▶ _Required task_
Filter the listing below, copying every line in which the word "this" appears.

## start Material

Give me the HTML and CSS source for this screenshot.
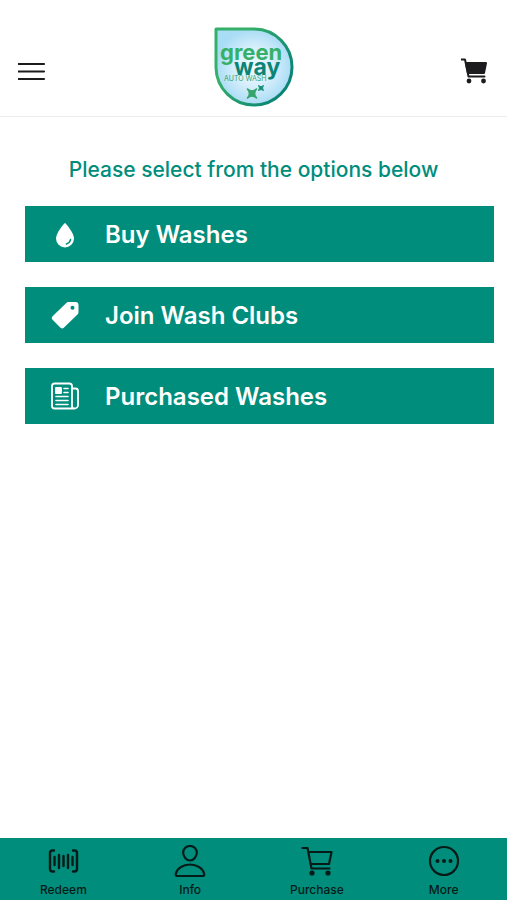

## end Material
## start Material

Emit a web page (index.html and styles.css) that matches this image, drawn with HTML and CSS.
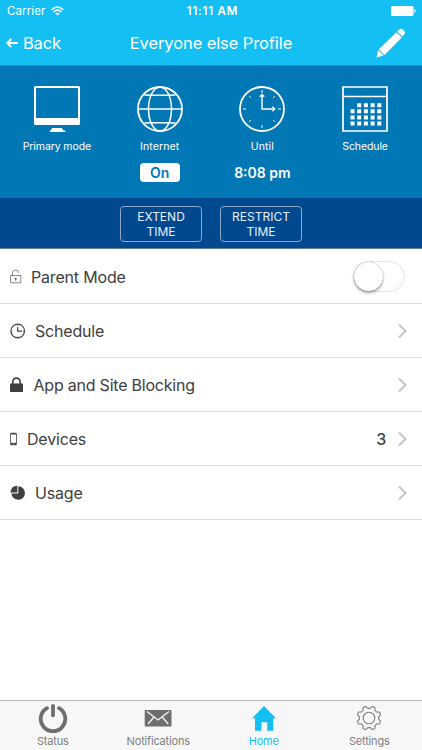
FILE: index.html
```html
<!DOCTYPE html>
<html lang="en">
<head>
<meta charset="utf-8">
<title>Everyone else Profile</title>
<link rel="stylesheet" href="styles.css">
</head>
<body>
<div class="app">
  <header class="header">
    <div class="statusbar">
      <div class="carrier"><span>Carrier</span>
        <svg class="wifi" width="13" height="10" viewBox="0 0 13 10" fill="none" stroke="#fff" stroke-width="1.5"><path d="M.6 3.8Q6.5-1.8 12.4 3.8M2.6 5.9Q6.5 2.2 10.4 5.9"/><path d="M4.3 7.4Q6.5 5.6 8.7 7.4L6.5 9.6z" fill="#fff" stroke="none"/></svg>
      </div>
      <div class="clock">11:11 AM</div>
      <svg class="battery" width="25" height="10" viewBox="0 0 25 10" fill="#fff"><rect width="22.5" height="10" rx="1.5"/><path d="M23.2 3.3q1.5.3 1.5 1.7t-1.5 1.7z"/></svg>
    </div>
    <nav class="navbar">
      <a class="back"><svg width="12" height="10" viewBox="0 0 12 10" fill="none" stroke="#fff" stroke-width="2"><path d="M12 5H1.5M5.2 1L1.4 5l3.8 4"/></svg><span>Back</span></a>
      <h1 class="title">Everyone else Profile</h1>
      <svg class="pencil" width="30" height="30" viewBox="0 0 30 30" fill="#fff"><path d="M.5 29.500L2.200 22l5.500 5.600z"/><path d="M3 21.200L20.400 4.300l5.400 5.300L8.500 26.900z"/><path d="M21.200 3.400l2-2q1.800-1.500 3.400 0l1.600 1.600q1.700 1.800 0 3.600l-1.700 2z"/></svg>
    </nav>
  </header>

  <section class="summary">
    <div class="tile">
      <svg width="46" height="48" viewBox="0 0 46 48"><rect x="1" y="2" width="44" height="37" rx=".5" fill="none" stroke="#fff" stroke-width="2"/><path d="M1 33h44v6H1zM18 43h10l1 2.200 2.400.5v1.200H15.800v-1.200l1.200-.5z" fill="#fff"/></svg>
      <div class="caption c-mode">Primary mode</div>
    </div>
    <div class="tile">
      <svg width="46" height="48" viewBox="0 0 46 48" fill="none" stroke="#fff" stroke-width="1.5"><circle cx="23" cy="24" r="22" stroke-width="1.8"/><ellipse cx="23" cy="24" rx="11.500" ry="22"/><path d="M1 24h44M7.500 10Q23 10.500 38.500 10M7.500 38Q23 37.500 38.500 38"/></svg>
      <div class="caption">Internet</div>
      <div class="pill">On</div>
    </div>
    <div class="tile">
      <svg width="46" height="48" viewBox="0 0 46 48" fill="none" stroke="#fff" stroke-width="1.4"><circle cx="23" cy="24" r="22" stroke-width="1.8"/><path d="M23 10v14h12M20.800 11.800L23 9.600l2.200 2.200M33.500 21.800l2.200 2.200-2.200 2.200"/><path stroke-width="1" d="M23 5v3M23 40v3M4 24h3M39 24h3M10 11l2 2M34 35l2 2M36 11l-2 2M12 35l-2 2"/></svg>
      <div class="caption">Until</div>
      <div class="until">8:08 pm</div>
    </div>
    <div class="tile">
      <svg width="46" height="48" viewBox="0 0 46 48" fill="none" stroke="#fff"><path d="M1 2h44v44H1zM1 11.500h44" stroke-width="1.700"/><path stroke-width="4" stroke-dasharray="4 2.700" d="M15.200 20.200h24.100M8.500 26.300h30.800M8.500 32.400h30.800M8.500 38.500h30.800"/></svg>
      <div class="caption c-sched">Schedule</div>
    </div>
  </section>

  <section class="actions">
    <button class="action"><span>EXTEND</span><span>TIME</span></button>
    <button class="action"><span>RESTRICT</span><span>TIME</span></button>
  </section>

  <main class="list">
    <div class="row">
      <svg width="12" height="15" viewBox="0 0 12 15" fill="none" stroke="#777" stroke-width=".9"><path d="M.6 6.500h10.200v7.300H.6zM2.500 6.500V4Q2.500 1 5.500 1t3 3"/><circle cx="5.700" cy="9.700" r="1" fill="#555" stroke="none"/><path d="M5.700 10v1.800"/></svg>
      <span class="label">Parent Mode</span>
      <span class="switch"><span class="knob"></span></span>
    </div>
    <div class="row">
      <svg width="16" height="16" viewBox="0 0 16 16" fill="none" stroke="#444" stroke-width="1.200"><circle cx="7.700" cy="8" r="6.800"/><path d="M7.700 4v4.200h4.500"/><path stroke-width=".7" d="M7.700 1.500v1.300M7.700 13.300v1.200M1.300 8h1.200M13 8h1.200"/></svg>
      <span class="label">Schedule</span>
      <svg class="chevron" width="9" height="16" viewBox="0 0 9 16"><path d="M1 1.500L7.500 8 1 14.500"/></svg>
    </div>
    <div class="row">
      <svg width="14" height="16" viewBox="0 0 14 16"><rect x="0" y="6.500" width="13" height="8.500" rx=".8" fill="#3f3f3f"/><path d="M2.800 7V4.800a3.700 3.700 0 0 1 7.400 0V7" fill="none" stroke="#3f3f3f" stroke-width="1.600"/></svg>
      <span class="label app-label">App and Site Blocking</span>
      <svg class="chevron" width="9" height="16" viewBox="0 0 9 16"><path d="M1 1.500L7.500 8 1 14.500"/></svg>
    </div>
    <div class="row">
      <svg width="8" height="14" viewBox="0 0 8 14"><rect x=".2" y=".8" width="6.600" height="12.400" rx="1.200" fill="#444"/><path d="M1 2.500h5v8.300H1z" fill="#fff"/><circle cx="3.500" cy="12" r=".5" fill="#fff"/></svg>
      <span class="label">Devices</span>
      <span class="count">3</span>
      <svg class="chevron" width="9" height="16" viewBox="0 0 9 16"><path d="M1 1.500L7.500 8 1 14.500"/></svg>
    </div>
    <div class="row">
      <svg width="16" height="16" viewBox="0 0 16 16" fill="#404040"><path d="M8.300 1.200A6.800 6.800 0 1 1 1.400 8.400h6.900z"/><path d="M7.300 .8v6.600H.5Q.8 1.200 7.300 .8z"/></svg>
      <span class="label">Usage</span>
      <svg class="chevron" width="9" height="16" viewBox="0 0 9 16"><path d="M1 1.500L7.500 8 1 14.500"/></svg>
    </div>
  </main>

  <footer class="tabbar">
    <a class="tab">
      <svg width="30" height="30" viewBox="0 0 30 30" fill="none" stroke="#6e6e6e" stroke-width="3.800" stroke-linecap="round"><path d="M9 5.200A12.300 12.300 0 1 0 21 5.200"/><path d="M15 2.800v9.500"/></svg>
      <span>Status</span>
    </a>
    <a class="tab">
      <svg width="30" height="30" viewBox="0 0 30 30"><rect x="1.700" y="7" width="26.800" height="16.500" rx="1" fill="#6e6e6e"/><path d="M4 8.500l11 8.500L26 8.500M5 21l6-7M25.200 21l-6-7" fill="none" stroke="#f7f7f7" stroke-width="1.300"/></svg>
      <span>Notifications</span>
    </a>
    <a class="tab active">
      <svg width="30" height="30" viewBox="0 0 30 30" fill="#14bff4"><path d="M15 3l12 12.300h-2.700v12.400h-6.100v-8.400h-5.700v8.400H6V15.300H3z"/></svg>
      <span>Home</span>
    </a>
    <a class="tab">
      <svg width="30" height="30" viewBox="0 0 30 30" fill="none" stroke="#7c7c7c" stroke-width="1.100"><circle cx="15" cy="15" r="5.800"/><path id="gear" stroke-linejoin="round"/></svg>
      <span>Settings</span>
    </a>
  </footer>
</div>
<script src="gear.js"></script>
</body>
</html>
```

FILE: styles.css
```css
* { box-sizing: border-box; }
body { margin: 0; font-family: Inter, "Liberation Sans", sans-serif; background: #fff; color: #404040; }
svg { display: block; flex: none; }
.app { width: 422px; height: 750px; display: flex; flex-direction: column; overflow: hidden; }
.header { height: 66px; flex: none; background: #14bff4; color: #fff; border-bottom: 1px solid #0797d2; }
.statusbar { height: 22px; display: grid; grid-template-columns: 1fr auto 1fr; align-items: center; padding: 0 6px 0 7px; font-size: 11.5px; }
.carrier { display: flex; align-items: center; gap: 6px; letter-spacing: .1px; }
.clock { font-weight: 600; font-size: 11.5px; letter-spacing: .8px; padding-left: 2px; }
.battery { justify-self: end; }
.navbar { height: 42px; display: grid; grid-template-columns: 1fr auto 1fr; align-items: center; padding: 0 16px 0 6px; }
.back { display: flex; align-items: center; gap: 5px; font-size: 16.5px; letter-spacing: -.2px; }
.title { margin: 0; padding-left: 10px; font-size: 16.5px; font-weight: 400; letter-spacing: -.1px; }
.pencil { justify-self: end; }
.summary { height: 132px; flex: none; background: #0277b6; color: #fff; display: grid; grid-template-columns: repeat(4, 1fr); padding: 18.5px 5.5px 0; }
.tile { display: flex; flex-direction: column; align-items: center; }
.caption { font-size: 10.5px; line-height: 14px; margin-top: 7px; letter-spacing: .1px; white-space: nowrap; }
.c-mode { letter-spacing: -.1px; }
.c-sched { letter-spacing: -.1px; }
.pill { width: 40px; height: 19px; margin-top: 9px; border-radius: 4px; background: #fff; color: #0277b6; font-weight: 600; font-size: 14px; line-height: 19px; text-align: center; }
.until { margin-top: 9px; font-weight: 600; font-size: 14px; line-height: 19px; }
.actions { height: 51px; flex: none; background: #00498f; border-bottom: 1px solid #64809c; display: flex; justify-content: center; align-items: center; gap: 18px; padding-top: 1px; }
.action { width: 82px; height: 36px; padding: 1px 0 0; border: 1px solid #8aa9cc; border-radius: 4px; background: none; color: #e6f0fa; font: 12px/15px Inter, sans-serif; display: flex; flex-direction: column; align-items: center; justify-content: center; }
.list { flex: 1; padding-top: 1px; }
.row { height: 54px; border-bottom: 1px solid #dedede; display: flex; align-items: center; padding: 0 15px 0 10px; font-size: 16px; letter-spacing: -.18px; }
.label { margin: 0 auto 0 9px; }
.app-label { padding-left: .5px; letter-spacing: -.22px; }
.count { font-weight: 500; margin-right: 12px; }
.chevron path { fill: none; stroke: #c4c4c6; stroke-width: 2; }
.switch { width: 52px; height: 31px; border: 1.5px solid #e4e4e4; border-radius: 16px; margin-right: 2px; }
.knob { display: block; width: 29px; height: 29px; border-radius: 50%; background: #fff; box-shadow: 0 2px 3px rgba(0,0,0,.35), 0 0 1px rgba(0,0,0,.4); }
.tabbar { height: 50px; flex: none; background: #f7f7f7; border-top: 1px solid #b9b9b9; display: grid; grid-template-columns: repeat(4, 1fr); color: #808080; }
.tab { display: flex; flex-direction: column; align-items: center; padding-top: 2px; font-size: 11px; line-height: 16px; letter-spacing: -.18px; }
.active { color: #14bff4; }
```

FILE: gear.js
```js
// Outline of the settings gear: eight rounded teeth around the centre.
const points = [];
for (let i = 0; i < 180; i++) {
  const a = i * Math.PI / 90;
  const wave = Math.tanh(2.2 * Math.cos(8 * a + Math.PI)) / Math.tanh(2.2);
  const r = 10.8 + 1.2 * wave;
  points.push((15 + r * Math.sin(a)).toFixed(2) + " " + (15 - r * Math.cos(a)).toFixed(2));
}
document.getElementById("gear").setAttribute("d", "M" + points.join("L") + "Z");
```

## end Material

▶ _Written response_
Give me the HTML and CSS source for this screenshot.
Emit a web page (index.html and styles.css) that matches this image, drawn with HTML and CSS.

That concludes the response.